Andrews: It’s kinda hard because every producer we worked with said they couldn’t believe we sounded so good. These are producers who worked with Jodeci and Boyz II Men. They’re like, “You guys are the best group we’ve ever worked with.” We also had fun with these guys. We can’t just pick one as our favorite.
And no one gave you any trouble?
Andrews: No, not at all. They surprisingly showed us mad respect. They were like, “You guys are the truth.”
P. Diddy is still the executive producer, right?
Andrews: He handpicked everything on record one. He approved every single note and everything. With this album, he put the ball in our court. He wanted to see what we would do. It was a good thing for us because he didn’t really know what he had. He had to find out if we could sing. This time he found out who we really are. He had us come to his crib in L.A. and he listened to the album. I have never seen this man stand up dance and smile. From that day on, we became great friends. He said, “We’re gonna make a whole lotta money together.”
Your single is “Imma Put It on Her.” Is that the same as saying “Imma Put It in Her”?
Taylor: It’s basically the same thing. We got that track from a producer named Blaze out of Chicago. The minute we heard it, we were like, “Yo. This is it.” We came back to the producer and the song came together. There you have it.
What was it like having your life exposed so thoroughly on Making the Band? Any regrets?

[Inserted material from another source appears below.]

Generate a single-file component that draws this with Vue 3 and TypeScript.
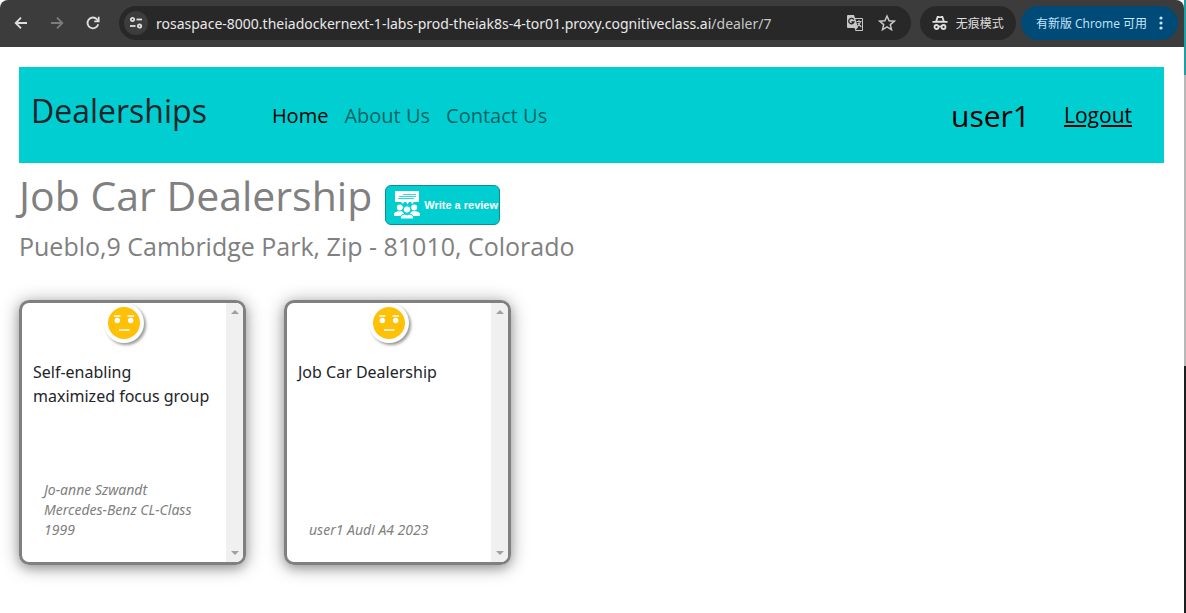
<script setup lang="ts">
interface Review {
  id: number
  text: string
  reviewer: string
}

const address = {
  host: 'rosaspace-8000.theiadockernext-1-labs-prod-theiak8s-4-tor01.proxy.cognitiveclass.ai',
  path: '/dealer/7',
}

const links = [
  { label: 'Home', active: true },
  { label: 'About Us', active: false },
  { label: 'Contact Us', active: false },
]

const reviews: Review[] = [
  { id: 1, text: 'Self-enabling maximized focus group', reviewer: 'Jo-anne Szwandt Mercedes-Benz CL-Class 1999' },
  { id: 2, text: 'Job Car Dealership', reviewer: 'user1 Audi A4 2023' },
]
</script>

<template>
  <div class="screen">
    <div class="window">
      <header class="toolbar">
        <div class="tools">
          <button type="button" aria-label="Back">
            <svg viewBox="0 0 16 16" width="16" height="16"><path d="M14 8H3M8 2.700 2.700 8 8 13.300" /></svg>
          </button>
          <button class="dim" type="button" aria-label="Forward">
            <svg viewBox="0 0 16 16" width="16" height="16"><path d="M2 8h11M8 2.700 13.300 8 8 13.300" /></svg>
          </button>
          <button type="button" aria-label="Reload">
            <svg viewBox="0 0 16 16" width="16" height="16"><path d="M13.200 9.200A5.400 5.400 0 1 1 12 4.300L13.600 6M13.700 1.800V6.300H9.200" /></svg>
          </button>
        </div>
        <div class="omnibox">
          <button class="site" type="button" aria-label="Site information">
            <svg viewBox="0 0 14 14" width="14" height="14">
              <circle cx="3.500" cy="3.500" r="1.700" /><path d="M7.500 3.500H13" />
              <circle cx="10.500" cy="10" r="1.700" /><path d="M1 10h5.500" />
            </svg>
          </button>
          <span class="url">{{ address.host }}<span class="path">{{ address.path }}</span></span>
          <button class="small" type="button" aria-label="Translate">
            <svg viewBox="0 0 18 18" width="18" height="18">
              <path class="fill" d="M2 1h6l1 3h7a1 1 0 0 1 1 1v11a1 1 0 0 1-1 1H9.500l-1-3H2a1 1 0 0 1-1-1V2a1 1 0 0 1 1-1z" />
              <path class="cut" d="M9.400 5 12 13.500 9.600 16H16V5z" />
              <path class="thin-dark" d="M7.800 5.700A2.700 2.700 0 1 0 8 8H5.500" />
              <path class="thin" d="M10.500 7.500H15.500M13 6.300v1.200M14.500 7.500C14 10 12.800 11.400 11.300 12.500M11.800 9l3.500 4" />
            </svg>
          </button>
          <button class="small" type="button" aria-label="Bookmark this page">
            <svg viewBox="0 0 18 18" width="18" height="18"><path class="star" d="m9 2 2.100 4.700 5.100.500-3.900 3.400 1.200 5L9 12.900l-4.500 2.700 1.200-5-3.900-3.400 5.100-.500z" /></svg>
          </button>
        </div>
        <button class="pill incognito" type="button">
          <svg viewBox="0 0 16 16" width="16" height="16">
            <path class="fill" d="M5 1h1.600L8 1.500 9.400 1H11l1.700 5H15.500v1.800H.5V6h2.800z" />
            <circle cx="4.500" cy="12" r="2" /><circle cx="11.500" cy="12" r="2" /><path d="M6.500 11.500h3" />
            <path class="hat" d="M5.300 5.800 6.200 3h3.600l.9 2.800z" />
          </svg>
          <span>无痕模式</span>
        </button>
        <button class="pill update" type="button">
          <span>有新版 Chrome 可用</span>
          <svg viewBox="0 0 4 16" width="4" height="16"><g class="fill"><circle cx="2" cy="3" r="1.600" /><circle cx="2" cy="8" r="1.600" /><circle cx="2" cy="13" r="1.600" /></g></svg>
        </button>
      </header>

      <div class="page">
        <nav class="navbar" aria-label="Main">
          <span class="brand">Dealerships</span>
          <div class="links">
            <a v-for="link in links" :key="link.label" href="#" :class="{ active: link.active }">{{ link.label }}</a>
          </div>
          <span class="user">user1</span>
          <a class="logout" href="#">Logout</a>
        </nav>

        <main>
          <div class="title-row">
            <h1>Job Car Dealership</h1>
            <a class="write" href="#">
              <svg viewBox="0 0 26 28" width="26" height="28" aria-hidden="true">
                <path d="M1 0h24v11H1z" />
                <path class="line" d="M9 3.500h13M5 5.500h17M4 7.500h16" />
                <path d="M7 11h3l-1 2zM12 11h3l-1.500 2.500zM17 11h3l-2 2z" />
                <circle cx="5.800" cy="16.500" r="3" /><circle cx="20.200" cy="16.500" r="3" />
                <path d="M0 24v-1.500Q1 20.500 4 20.300h4l2 2.200L8 25H0zM26 24v-1.500q-1-2-4-2.200h-4l-2 2.200 2 2.500h8z" />
                <circle class="ring" cx="13" cy="18.500" r="3.700" />
                <path class="ring" d="M6.500 28v-2q1-3 4.500-3l2 1 2-1q3.500 0 4.500 3v2z" />
              </svg>
              <span>Write a review</span>
            </a>
          </div>
          <h2>Pueblo,9 Cambridge Park, Zip - 81010, Colorado</h2>

          <section class="reviews" aria-label="Reviews">
            <article v-for="review in reviews" :key="review.id" class="card">
              <div class="content">
                <svg class="face" viewBox="0 0 40 40" width="40" height="40" role="img" aria-label="Neutral">
                  <circle cx="20" cy="20" r="16" fill="#ffc107" />
                  <g fill="#fff"><circle cx="13.300" cy="17.500" r="2.700" /><circle cx="26.700" cy="17.500" r="2.700" /></g>
                  <path d="M10 13h6.500M23.500 13H30M15 27h10.500" stroke="#fff" stroke-width="1.600" />
                </svg>
                <p class="text">{{ review.text }}</p>
                <p class="reviewer">{{ review.reviewer }}</p>
              </div>
              <div class="scrollbar" aria-hidden="true">
                <svg viewBox="0 0 8 4" width="8" height="4"><path d="M0 4 4 0l4 4z" /></svg>
                <svg viewBox="0 0 8 4" width="8" height="4"><path d="M0 0h8L4 4z" /></svg>
              </div>
            </article>
          </section>
        </main>
      </div>
    </div>
    <div class="edge" aria-hidden="true"></div>
  </div>
</template>

<style>
body {
  margin: 0;
  background: #fff;
}
</style>

<style scoped>
* {
  box-sizing: border-box;
}

.screen {
  display: flex;
  min-height: 100vh;
  font-family: "Open Sans", "Noto Sans", "Noto Sans CJK SC", sans-serif;
  color: #212529;
}

.window {
  flex: 1;
  min-width: 0;
}

.edge {
  width: 2px;
  background: linear-gradient(#1f9ea3 0 75px, #b8b8b8 75px 366px, #1c1e20 366px);
}

button {
  border: 0;
  padding: 0;
  background: none;
  font: inherit;
  color: inherit;
}

.toolbar {
  display: flex;
  align-items: center;
  height: 47px;
  padding: 0 6px 1px 13px;
  background: #3c3c3c;
  border-radius: 8px 8px 0 0;
  color: #dedede;
}

.toolbar svg {
  display: block;
  fill: none;
  stroke: currentColor;
  stroke-width: 1.8;
}

.toolbar .fill {
  fill: currentColor;
  stroke: none;
}

.tools {
  display: flex;
  gap: 20px;
  margin-right: 18px;
}

.dim {
  color: #7c7c7c;
}

.omnibox {
  flex: 1;
  min-width: 0;
  display: flex;
  align-items: center;
  height: 34px;
  margin-right: 9px;
  padding: 0 15px 0 5px;
  border-radius: 17px;
  background: #282828;
}

.site {
  display: grid;
  place-items: center;
  width: 24px;
  height: 24px;
  margin-right: 8px;
  border-radius: 50%;
  background: #3c3c3c;
}

.url {
  flex: 1;
  min-width: 0;
  overflow: hidden;
  white-space: nowrap;
  font-family: "Noto Sans", "Open Sans", sans-serif;
  font-size: 14px;
  color: #e8e8e8;
}

.path {
  color: #c7c7c7;
}

.small {
  margin-left: 14px;
  color: #c7c7c7;
}

.toolbar .cut {
  fill: #282828;
  stroke: none;
}

.toolbar .thin {
  stroke-width: 1.2;
}

.toolbar .thin-dark {
  stroke: #282828;
  stroke-width: 1.3;
}

.toolbar .star {
  stroke-width: 1.5;
}

.toolbar .hat {
  fill: #282828;
  stroke: none;
}

.pill {
  display: flex;
  align-items: center;
  height: 34px;
  border-radius: 17px;
  font-size: 12px;
  white-space: nowrap;
}

.incognito {
  gap: 8px;
  margin-right: 5px;
  padding: 0 12px;
  background: #282828;
}

.update {
  gap: 12px;
  padding: 0 15px;
  background: #004a77;
  color: #c2e7ff;
}

.page {
  padding: 20px 20px 40px 19px;
}

.navbar {
  display: flex;
  align-items: center;
  height: 96px;
  padding: 0 32px 0 12px;
  background: #00ced1;
}

.brand {
  margin: 0 65px 10px 0;
  font-size: 32px;
}

.links {
  flex: 1;
  display: flex;
  gap: 16px;
  font-size: 20px;
}

.links a {
  color: rgba(0, 0, 0, 0.55);
  text-decoration: none;
}

.links .active {
  color: #000;
}

.user {
  margin-right: 34px;
  font-size: 30px;
  color: #000;
}

.logout {
  font-size: 21px;
  color: #000;
}

.title-row {
  display: flex;
  align-items: center;
  gap: 13px;
  height: 66px;
}

h1,
h2,
p {
  margin: 0;
  font-weight: 400;
}

h1 {
  padding-bottom: 2px;
  font-size: 41px;
  line-height: 64px;
  color: #808080;
  white-space: nowrap;
}

.write {
  display: flex;
  align-items: center;
  gap: 4px;
  height: 40px;
  margin-top: 18px;
  padding: 0 1px 0 8px;
  border: 1px solid #0a8f92;
  border-radius: 6px;
  background: #00ced1;
  color: #fff;
  font: bold 11px "Liberation Sans", Arial, sans-serif;
  text-decoration: none;
  white-space: nowrap;
}

.write svg {
  fill: #fff;
}

.write .line,
.write .ring {
  stroke: #00ced1;
}

.write .line {
  stroke-width: 0.8;
}

h2 {
  font-size: 25px;
  line-height: 35px;
  color: #808080;
}

.reviews {
  display: flex;
  flex-wrap: wrap;
  gap: 38px;
  margin-top: 36px;
}

.card {
  display: flex;
  width: 227px;
  height: 265px;
  border: 3px solid #808080;
  border-radius: 10px;
  overflow: hidden;
  box-shadow: 0 4px 8px rgba(0, 0, 0, 0.15), 0 2px 18px rgba(0, 0, 0, 0.38);
}

.content {
  flex: 1;
  min-width: 0;
  display: flex;
  flex-direction: column;
  padding-bottom: 22px;
  font-family: "Noto Sans", "Open Sans", sans-serif;
}

.face {
  flex: none;
  align-self: center;
  border-radius: 50%;
  box-shadow: 2px 2px 3px rgba(0, 0, 0, 0.4);
}

.text {
  padding: 17px 12px 0 11px;
  font-size: 16px;
  line-height: 24px;
}

.reviewer {
  margin-top: auto;
  padding: 0 20px 0 22px;
  font-size: 14px;
  line-height: 20px;
  font-style: italic;
  color: #808080;
}

.scrollbar {
  display: flex;
  flex-direction: column;
  justify-content: space-between;
  align-items: center;
  width: 17px;
  padding: 7px 0;
  background: #f0f0f0;
  fill: #a0a0a0;
}
</style>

Mosley: I don’t have any regrets. I learned from it and laugh at myself. If you’ve seen this season, it looks like I’m going crazy because of the MTV editing. I’ve learned from my mistakes and I know that in this business you can’t be emotional. If you let your emotions take over, you’ll be broke because nobody cares really. I’ve listened to my group members. Our relationship has gotten so much stronger. It’s good that you argue within a group. That happens in normal relationships. I swear we love each other to death. I can honestly say that they love me.
Andrews: Oh, Que, I love, you, too, man.
You coming back for another season?
Mosley: I don’t know. Everybody wants us to come back.
Do you feel any sort of rivalry with Danity Kane?
Andrews: Honestly, Danity Kane, they were our sisters. That was a serious situation that they went through. That was their careers. Even though you’ve seen it on television and don’t believe it, that was real. I don’t think there was any rivalry. I think the focus is just more on Day 26.
I keep hearing that hip-hop is dead. What do you think?
Mosley: Hip-hop is not dead. It depends on what you think it is. I think it’s evolving.
Andrews: Hip-hop is different from what everybody is accustomed to. I respect that everybody is out there doing their thing and grinding. Hip-hop isn’t just a New York thing. Southern hip-hop is different from Northern hip-hop. There’s a lot of rappers out of Houston like Mike Jones and Slim Thug. I’m jamming their music in my iPod right now. That’s hip-hop to me. Hip-hop isn’t dead just transitioning into something different. I love Soulja Boy. He’s got the hit record that makes people grind in the club. I love that shit. That to me is dope. Real hip-hop heads might not think that. I respect that.
What do you remember most about playing Cleveland?
Andrews: We’ve played there twice. Every time we come it’s crazy. When Day 26 is in town, Cleveland turns upside down. I love it. We saw it was snowing there a couple of days ago. I was like, “Why is it snowing in Cleveland in the middle of the Spring?” Somebody tell Cleveland they are behind our seasons!